Тот исподлобья огрызнулся и на проводницу:
— Я и тебя, кошечка, чик-чик…
Федин поглядывал на свою вторую полку, где ночью оказался бы дальше от «мешка», чем бабуля, и бабулю, которая на нижней, рядом, и волновался: еще ножичком ее, его. А ехать предстояло ночь.
Повисшую тишину прервала остановка, в проходе появились два полицейских сержанта и дежурная по станции фельдшер в белом халате.
Началось: ссаживать «мешка» или не ссаживать.
Бабуля требовала ссадить, сердобольные женщины из соседних купе: не ссаживать.
Бабулю трясло:
— Вы что! Я врач! Я вижу, у него обострение! Это шизофрения… Я за ним час наблюдаю.
А фельдшер говорила «мешку»:
— Вот, она хочет вас снять…
А тот уже лепетал:
— За что?! Я ничего не сделал…
— Он угрожал! — восклицала бабуля.
— Она сама угрожает, — исподлобья насупился «мешок».
— Еще получится здесь все в крови, — наводила ужас бабуля. — Я вам говорю, и ведь ему ничего…

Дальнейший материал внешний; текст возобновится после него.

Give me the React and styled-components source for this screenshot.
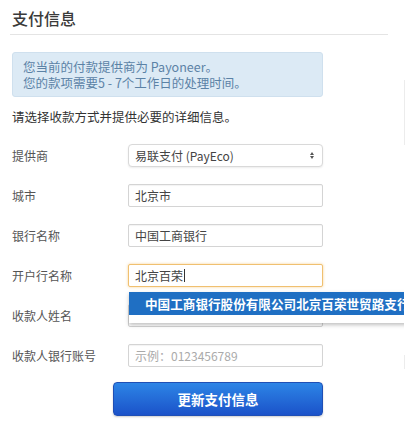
import React from "react";
import styled, { createGlobalStyle } from "styled-components";

const Global = createGlobalStyle`
  html, body { margin: 0; padding: 0; background: #fff; }
  body { font-family: "Noto Sans CJK SC", "Liberation Sans", sans-serif; color: #333; }
`;

const Shell = styled.div`
  display: flex;
  width: 418px;
  height: 429px;
  overflow: hidden;
`;

const Page = styled.div`
  width: 404px;
  flex: none;
  overflow: hidden;
  padding: 8px 0 0 0;
  box-sizing: border-box;
`;

const Rail = styled.div`
  flex: 1;
  display: flex;
  flex-direction: column;
  align-items: flex-start;
  padding-top: 80px;
`;

const RailLine = styled.div`
  width: 1px;
  height: ${(p) => p.$h}px;
  margin-bottom: ${(p) => p.$mb || 0}px;
  background: #ececec;
`;

const Title = styled.h2`
  margin: 0 16px 0 10px;
  padding: 0 0 5px 2px;
  font-size: 16px;
  font-weight: 500;
  color: #3a3a3a;
  line-height: 21px;
  border-bottom: 1px solid #e4e4e4;
  width: 376px;
`;

const Alert = styled.div`
  margin: 17px 0 0 12px;
  width: 311px;
  height: 45px;
  box-sizing: border-box;
  padding: 6px 10px;
  background: #dceaf5;
  border: 1px solid #cfe0ee;
  border-radius: 3px;
  color: #5b82a6;
  font-size: 12.5px;
  line-height: 16px;
  white-space: nowrap;
`;

const AlertLine = styled.div`
  height: 16px;
`;

const Intro = styled.p`
  margin: 12px 0 0 12px;
  font-size: 12.5px;
  line-height: 16px;
  color: #333;
`;

const Form = styled.div`
  margin: 10px 0 0 12px;
  display: flex;
  flex-direction: column;
`;

const Row = styled.div`
  display: grid;
  grid-template-columns: 116px 195px;
  align-items: center;
  height: 40px;
`;

const Label = styled.label`
  font-size: 12px;
  color: #555;
`;

const Field = styled.div`
  position: relative;
  height: 23px;
  box-sizing: border-box;
  border: 1px solid ${(p) => (p.$focus ? "#f0c070" : "#d4d4d4")};
  box-shadow: ${(p) =>
    p.$focus ? "0 0 3px rgba(240,180,80,0.6)" : "inset 0 1px 1px rgba(0,0,0,0.05)"};
  border-radius: 2px;
  background: #fff;
  display: flex;
  align-items: center;
  padding: 0 6px;
  font-size: 12px;
  color: ${(p) => (p.$placeholder ? "#aaa" : "#444")};
`;

const SelectBox = styled(Field)`
  border-radius: 4px;
  justify-content: space-between;
  border-color: #d9d9d9;
  box-shadow: 0 1px 2px rgba(0,0,0,0.08);
`;

const Caret = styled.span`
  display: inline-block;
  width: 0;
  height: 0;
  border-left: 2.5px solid transparent;
  border-right: 2.5px solid transparent;
  border-${(p) => (p.$up ? "bottom" : "top")}: 3px solid #555;
`;

const Carets = styled.span`
  display: flex;
  flex-direction: column;
  gap: 1px;
  margin-right: 2px;
`;

const Cursor = styled.span`
  display: inline-block;
  width: 1px;
  height: 13px;
  background: #333;
  margin-left: 1px;
`;

const Dropdown = styled.div`
  position: absolute;
  top: 27px;
  left: 0;
  width: 320px;
  background: #fff;
  box-shadow: 0 2px 4px rgba(0,0,0,0.25);
  padding: 0 0 8px 0;
  z-index: 5;
`;

const Option = styled.div`
  background: #1f6fc3;
  color: #fff;
  font-weight: 700;
  font-size: 12.6px;
  height: 23px;
  line-height: 23px;
  padding-left: 16px;
  white-space: nowrap;
`;

const ButtonRow = styled.div`
  display: flex;
  padding-left: 113px;
  margin-top: 7px;
`;

const Button = styled.button`
  width: 210px;
  height: 34px;
  border: 1px solid #1f4fb5;
  border-radius: 4px;
  background: linear-gradient(#2d85e6, #1b52c9);
  color: #fff;
  font-family: inherit;
  font-size: 13.5px;
  font-weight: 700;
  box-shadow: 0 1px 2px rgba(0,0,0,0.2);
`;

export default function App() {
  return (
    <Shell>
      <Global />
      <Page>
        <Title>支付信息</Title>
        <Alert>
          <AlertLine>您当前的付款提供商为 Payoneer。</AlertLine>
          <AlertLine>您的款项需要5 - 7个工作日的处理时间。</AlertLine>
        </Alert>
        <Intro>请选择收款方式并提供必要的详细信息。</Intro>
        <Form>
          <Row>
            <Label>提供商</Label>
            <SelectBox>
              易联支付 (PayEco)
              <Carets>
                <Caret $up />
                <Caret />
              </Carets>
            </SelectBox>
          </Row>
          <Row>
            <Label>城市</Label>
            <Field>北京市</Field>
          </Row>
          <Row>
            <Label>银行名称</Label>
            <Field>中国工商银行</Field>
          </Row>
          <Row>
            <Label>开户行名称</Label>
            <Field $focus>
              北京百荣
              <Cursor />
              <Dropdown>
                <Option>中国工商银行股份有限公司北京百荣世贸路支行</Option>
              </Dropdown>
            </Field>
          </Row>
          <Row>
            <Label>收款人姓名</Label>
            <Field />
          </Row>
          <Row>
            <Label>收款人银行账号</Label>
            <Field $placeholder>示例：0123456789</Field>
          </Row>
        </Form>
        <ButtonRow>
          <Button>更新支付信息</Button>
        </ButtonRow>
      </Page>
      <Rail>
        <RailLine $h={65} $mb={210} />
        <RailLine $h={14} />
      </Rail>
    </Shell>
  );
}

Когда весы стали склоняться в пользу фельдшера, которой явно не хотелось возиться с этим объектом, вмешался Федин:
— Я, как адвокат, скажу: он разулся… Вы бы его ноги видели…
— Да, — подхватила бабуля. — У него на пальцах грибок. И ногти, как лопаты. А он тронет их и потом лижет…
«Мешка» после такого наиубедительнейшего аргумента ссадили.
А бабулю все трясло:
— Вот, всю ночь не спи. Бросится — не бросится. Видно, из психушки сбежал…
— Да, ему ничего, — согласился адвокат. — А нас уже не будет…
Его передернуло.
Он подождал, пока с исчезнувшим «мешком» выветрится спертый воздух, забрался на вторую полку. Ему не спалось, не оставляла неопределенность того, что ждало его в Сочи, где арестовали сына поэтессы, и не очень задевала судьба «мешка», оказавшегося ссаженным на глухой станции между Воронежем и Ростовом.
Бабульке не очень нравилась молчаливость Федина, она ворчала, а он привычно лежал. В голове закрутились мысли о предстоящем деле: застанет ли в Сочи следователя — единственное, что он знал из привязок дела, найдет ли арестанта, где будет сам ночевать, если придется задержаться в Сочи. Ответы таились за Кавказским хребтом.
Поезд рвал расстояние, уже неизвестно какой тысячи километр нанизывая на нитку его суматошной адвокатской жизни.
Ночью смолой вытянулся Дон с кораблями, днем проплыла серая Кубань с топкими островами, пожухшие просторы сменили облепленные бесцветными пастбищами горы, в проемах которых лавировал поезд, и вот, после туннелей в Туапсе зашумело море.
Сочинский вокзал вытолкнул приезжего на запруженную машинами улицу. Увидев указатель «ул. Горького», он поспешил в полицию, боясь упустить следователя и надеясь застать его врасплох. Он специально не предупредил о своем приезде, тот мог бы слинять: зачем ему чужой адвокат, да еще из Воронежа. На излете улицы увидел обшарпанную стену, оббитые порожки и железные двери — «полицайка».